SUPPLIED MATERIAL.
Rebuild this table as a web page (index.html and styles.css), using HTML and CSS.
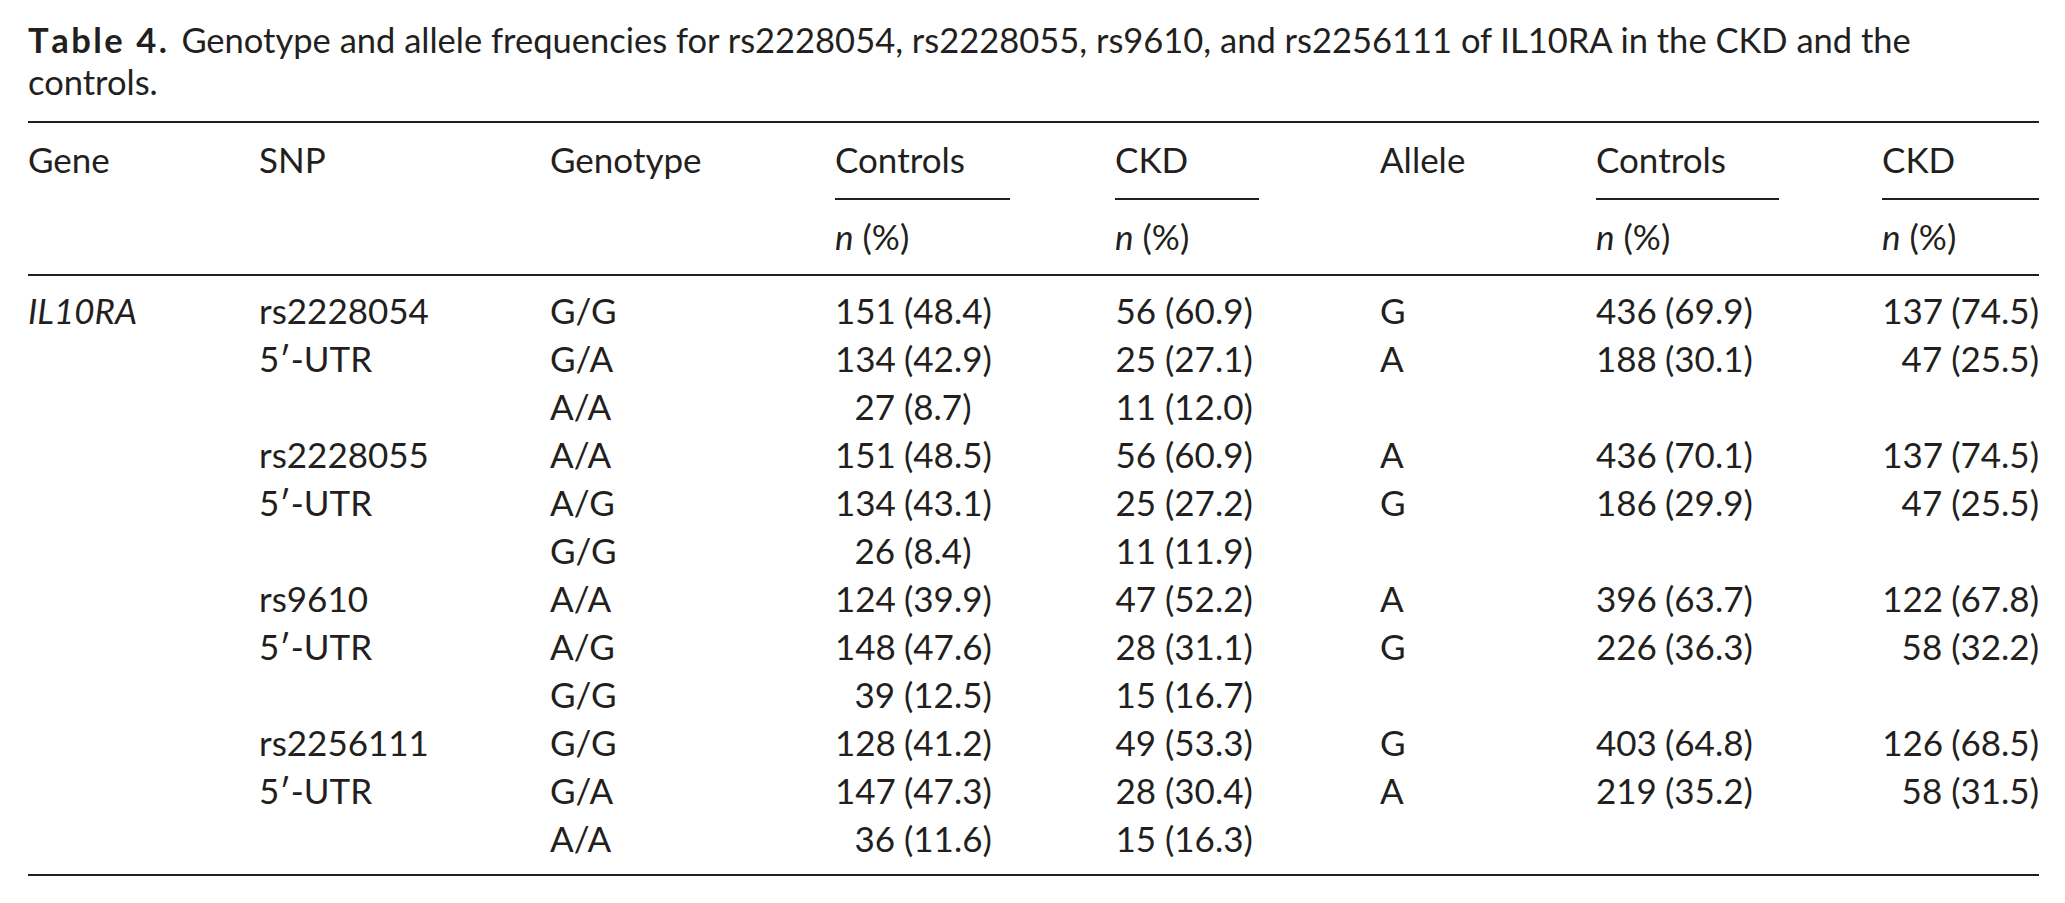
FILE: index.html
```html
<!DOCTYPE html>
<html lang="en">
<head>
<meta charset="utf-8">
<title>Table 4</title>
<link rel="stylesheet" href="styles.css">
</head>
<body>
<div class="page">
  <p class="caption"><b class="label">Table 4.</b><span class="ctext">Genotype and allele frequencies for rs2228054, rs2228055, rs9610, and rs2256111 of IL10RA in the CKD and the</span><br><span class="ctext">controls.</span></p>
  <div class="table">
    <div class="head">
      <div class="h">Gene</div>
      <div class="h">SNP</div>
      <div class="h">Genotype</div>
      <div class="h"><span class="grp g1">Controls</span></div>
      <div class="h"><span class="grp g2">CKD</span></div>
      <div class="h">Allele</div>
      <div class="h"><span class="grp g3">Controls</span></div>
      <div class="h"><span class="grp g4">CKD</span></div>
      <div class="h2"></div>
      <div class="h2"></div>
      <div class="h2"></div>
      <div class="h2"><i>n</i> (%)</div>
      <div class="h2"><i>n</i> (%)</div>
      <div class="h2"></div>
      <div class="h2"><i>n</i> (%)</div>
      <div class="h2"><i>n</i> (%)</div>
    </div>
    <div class="body">
      <div><i>IL10RA</i></div><div>rs2228054</div><div>G/G</div>
      <div class="c1"><span class="num">151</span> (48.4)</div><div class="c2"><span class="num">56</span> (60.9)</div>
      <div>G</div><div class="c3"><span class="num">436</span> (69.9)</div><div class="c4"><span class="num">137</span> (74.5)</div>

      <div></div><div>5′-UTR</div><div>G/A</div>
      <div class="c1"><span class="num">134</span> (42.9)</div><div class="c2"><span class="num">25</span> (27.1)</div>
      <div>A</div><div class="c3"><span class="num">188</span> (30.1)</div><div class="c4"><span class="num">47</span> (25.5)</div>

      <div></div><div></div><div>A/A</div>
      <div class="c1"><span class="num">27</span> (8.7)</div><div class="c2"><span class="num">11</span> (12.0)</div>
      <div></div><div></div><div></div>

      <div></div><div>rs2228055</div><div>A/A</div>
      <div class="c1"><span class="num">151</span> (48.5)</div><div class="c2"><span class="num">56</span> (60.9)</div>
      <div>A</div><div class="c3"><span class="num">436</span> (70.1)</div><div class="c4"><span class="num">137</span> (74.5)</div>

      <div></div><div>5′-UTR</div><div>A/G</div>
      <div class="c1"><span class="num">134</span> (43.1)</div><div class="c2"><span class="num">25</span> (27.2)</div>
      <div>G</div><div class="c3"><span class="num">186</span> (29.9)</div><div class="c4"><span class="num">47</span> (25.5)</div>

      <div></div><div></div><div>G/G</div>
      <div class="c1"><span class="num">26</span> (8.4)</div><div class="c2"><span class="num">11</span> (11.9)</div>
      <div></div><div></div><div></div>

      <div></div><div>rs9610</div><div>A/A</div>
      <div class="c1"><span class="num">124</span> (39.9)</div><div class="c2"><span class="num">47</span> (52.2)</div>
      <div>A</div><div class="c3"><span class="num">396</span> (63.7)</div><div class="c4"><span class="num">122</span> (67.8)</div>

      <div></div><div>5′-UTR</div><div>A/G</div>
      <div class="c1"><span class="num">148</span> (47.6)</div><div class="c2"><span class="num">28</span> (31.1)</div>
      <div>G</div><div class="c3"><span class="num">226</span> (36.3)</div><div class="c4"><span class="num">58</span> (32.2)</div>

      <div></div><div></div><div>G/G</div>
      <div class="c1"><span class="num">39</span> (12.5)</div><div class="c2"><span class="num">15</span> (16.7)</div>
      <div></div><div></div><div></div>

      <div></div><div>rs2256111</div><div>G/G</div>
      <div class="c1"><span class="num">128</span> (41.2)</div><div class="c2"><span class="num">49</span> (53.3)</div>
      <div>G</div><div class="c3"><span class="num">403</span> (64.8)</div><div class="c4"><span class="num">126</span> (68.5)</div>

      <div></div><div>5′-UTR</div><div>G/A</div>
      <div class="c1"><span class="num">147</span> (47.3)</div><div class="c2"><span class="num">28</span> (30.4)</div>
      <div>A</div><div class="c3"><span class="num">219</span> (35.2)</div><div class="c4"><span class="num">58</span> (31.5)</div>

      <div></div><div></div><div>A/A</div>
      <div class="c1"><span class="num">36</span> (11.6)</div><div class="c2"><span class="num">15</span> (16.3)</div>
      <div></div><div></div><div></div>
    </div>
  </div>
</div>
</body>
</html>
```

FILE: styles.css
```css
html, body {
  margin: 0;
  padding: 0;
  background: #ffffff;
}
body {
  font-family: Lato, "Open Sans", sans-serif;
  font-size: 35px;
  color: #231f20;
}
.page {
  padding: 19px 26px 0 28px;
}
.caption {
  margin: 0 0 18px 0;
  font-size: 34.5px;
  line-height: 42px;
  white-space: nowrap;
}
.label {
  font-weight: 700;
  font-kerning: none;
  letter-spacing: 2.5px;
  margin-right: 12px;
}
.table {
  border-top: 2px solid #231f20;
  border-bottom: 2px solid #231f20;
}
.head, .body {
  display: grid;
  grid-template-columns: 231px 291px 285px 280px 265px 216px 286px 157px;
  line-height: 48px;
}
.head {
  border-bottom: 2px solid #231f20;
  padding: 12px 0 14px 0;
}
.h {
  padding-bottom: 17px;
}
.grp {
  display: block;
  border-bottom: 2px solid #231f20;
  padding-bottom: 15px;
  margin-bottom: -17px;
}
.g1 { width: 175px; }
.g2 { width: 144px; }
.g3 { width: 183px; }
.g4 { width: 157px; }
.h2 {
  padding-top: 12px;
}
.body {
  padding: 10px 0 12px 0;
}
.num {
  display: inline-block;
  text-align: right;
}
.c1 .num { width: 60px; }
.c2 .num { width: 41px; }
.c3 .num { width: 60px; }
.c4 .num { width: 60px; }
.c4 { justify-self: end; }
```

WHAT YOU NEED TO DO. Leave the pictures out and output the rest of the listing exactly.

SOLVED EXERCISE.
Rebuild this table as a web page (index.html and styles.css), using HTML and CSS.
FILE: index.html
```html
<!DOCTYPE html>
<html lang="en">
<head>
<meta charset="utf-8">
<title>Table 4</title>
<link rel="stylesheet" href="styles.css">
</head>
<body>
<div class="page">
  <p class="caption"><b class="label">Table 4.</b><span class="ctext">Genotype and allele frequencies for rs2228054, rs2228055, rs9610, and rs2256111 of IL10RA in the CKD and the</span><br><span class="ctext">controls.</span></p>
  <div class="table">
    <div class="head">
      <div class="h">Gene</div>
      <div class="h">SNP</div>
      <div class="h">Genotype</div>
      <div class="h"><span class="grp g1">Controls</span></div>
      <div class="h"><span class="grp g2">CKD</span></div>
      <div class="h">Allele</div>
      <div class="h"><span class="grp g3">Controls</span></div>
      <div class="h"><span class="grp g4">CKD</span></div>
      <div class="h2"></div>
      <div class="h2"></div>
      <div class="h2"></div>
      <div class="h2"><i>n</i> (%)</div>
      <div class="h2"><i>n</i> (%)</div>
      <div class="h2"></div>
      <div class="h2"><i>n</i> (%)</div>
      <div class="h2"><i>n</i> (%)</div>
    </div>
    <div class="body">
      <div><i>IL10RA</i></div><div>rs2228054</div><div>G/G</div>
      <div class="c1"><span class="num">151</span> (48.4)</div><div class="c2"><span class="num">56</span> (60.9)</div>
      <div>G</div><div class="c3"><span class="num">436</span> (69.9)</div><div class="c4"><span class="num">137</span> (74.5)</div>

      <div></div><div>5′-UTR</div><div>G/A</div>
      <div class="c1"><span class="num">134</span> (42.9)</div><div class="c2"><span class="num">25</span> (27.1)</div>
      <div>A</div><div class="c3"><span class="num">188</span> (30.1)</div><div class="c4"><span class="num">47</span> (25.5)</div>

      <div></div><div></div><div>A/A</div>
      <div class="c1"><span class="num">27</span> (8.7)</div><div class="c2"><span class="num">11</span> (12.0)</div>
      <div></div><div></div><div></div>

      <div></div><div>rs2228055</div><div>A/A</div>
      <div class="c1"><span class="num">151</span> (48.5)</div><div class="c2"><span class="num">56</span> (60.9)</div>
      <div>A</div><div class="c3"><span class="num">436</span> (70.1)</div><div class="c4"><span class="num">137</span> (74.5)</div>

      <div></div><div>5′-UTR</div><div>A/G</div>
      <div class="c1"><span class="num">134</span> (43.1)</div><div class="c2"><span class="num">25</span> (27.2)</div>
      <div>G</div><div class="c3"><span class="num">186</span> (29.9)</div><div class="c4"><span class="num">47</span> (25.5)</div>

      <div></div><div></div><div>G/G</div>
      <div class="c1"><span class="num">26</span> (8.4)</div><div class="c2"><span class="num">11</span> (11.9)</div>
      <div></div><div></div><div></div>

      <div></div><div>rs9610</div><div>A/A</div>
      <div class="c1"><span class="num">124</span> (39.9)</div><div class="c2"><span class="num">47</span> (52.2)</div>
      <div>A</div><div class="c3"><span class="num">396</span> (63.7)</div><div class="c4"><span class="num">122</span> (67.8)</div>

      <div></div><div>5′-UTR</div><div>A/G</div>
      <div class="c1"><span class="num">148</span> (47.6)</div><div class="c2"><span class="num">28</span> (31.1)</div>
      <div>G</div><div class="c3"><span class="num">226</span> (36.3)</div><div class="c4"><span class="num">58</span> (32.2)</div>

      <div></div><div></div><div>G/G</div>
      <div class="c1"><span class="num">39</span> (12.5)</div><div class="c2"><span class="num">15</span> (16.7)</div>
      <div></div><div></div><div></div>

      <div></div><div>rs2256111</div><div>G/G</div>
      <div class="c1"><span class="num">128</span> (41.2)</div><div class="c2"><span class="num">49</span> (53.3)</div>
      <div>G</div><div class="c3"><span class="num">403</span> (64.8)</div><div class="c4"><span class="num">126</span> (68.5)</div>

      <div></div><div>5′-UTR</div><div>G/A</div>
      <div class="c1"><span class="num">147</span> (47.3)</div><div class="c2"><span class="num">28</span> (30.4)</div>
      <div>A</div><div class="c3"><span class="num">219</span> (35.2)</div><div class="c4"><span class="num">58</span> (31.5)</div>

      <div></div><div></div><div>A/A</div>
      <div class="c1"><span class="num">36</span> (11.6)</div><div class="c2"><span class="num">15</span> (16.3)</div>
      <div></div><div></div><div></div>
    </div>
  </div>
</div>
</body>
</html>
```

FILE: styles.css
```css
html, body {
  margin: 0;
  padding: 0;
  background: #ffffff;
}
body {
  font-family: Lato, "Open Sans", sans-serif;
  font-size: 35px;
  color: #231f20;
}
.page {
  padding: 19px 26px 0 28px;
}
.caption {
  margin: 0 0 18px 0;
  font-size: 34.5px;
  line-height: 42px;
  white-space: nowrap;
}
.label {
  font-weight: 700;
  font-kerning: none;
  letter-spacing: 2.5px;
  margin-right: 12px;
}
.table {
  border-top: 2px solid #231f20;
  border-bottom: 2px solid #231f20;
}
.head, .body {
  display: grid;
  grid-template-columns: 231px 291px 285px 280px 265px 216px 286px 157px;
  line-height: 48px;
}
.head {
  border-bottom: 2px solid #231f20;
  padding: 12px 0 14px 0;
}
.h {
  padding-bottom: 17px;
}
.grp {
  display: block;
  border-bottom: 2px solid #231f20;
  padding-bottom: 15px;
  margin-bottom: -17px;
}
.g1 { width: 175px; }
.g2 { width: 144px; }
.g3 { width: 183px; }
.g4 { width: 157px; }
.h2 {
  padding-top: 12px;
}
.body {
  padding: 10px 0 12px 0;
}
.num {
  display: inline-block;
  text-align: right;
}
.c1 .num { width: 60px; }
.c2 .num { width: 41px; }
.c3 .num { width: 60px; }
.c4 .num { width: 60px; }
.c4 { justify-self: end; }
```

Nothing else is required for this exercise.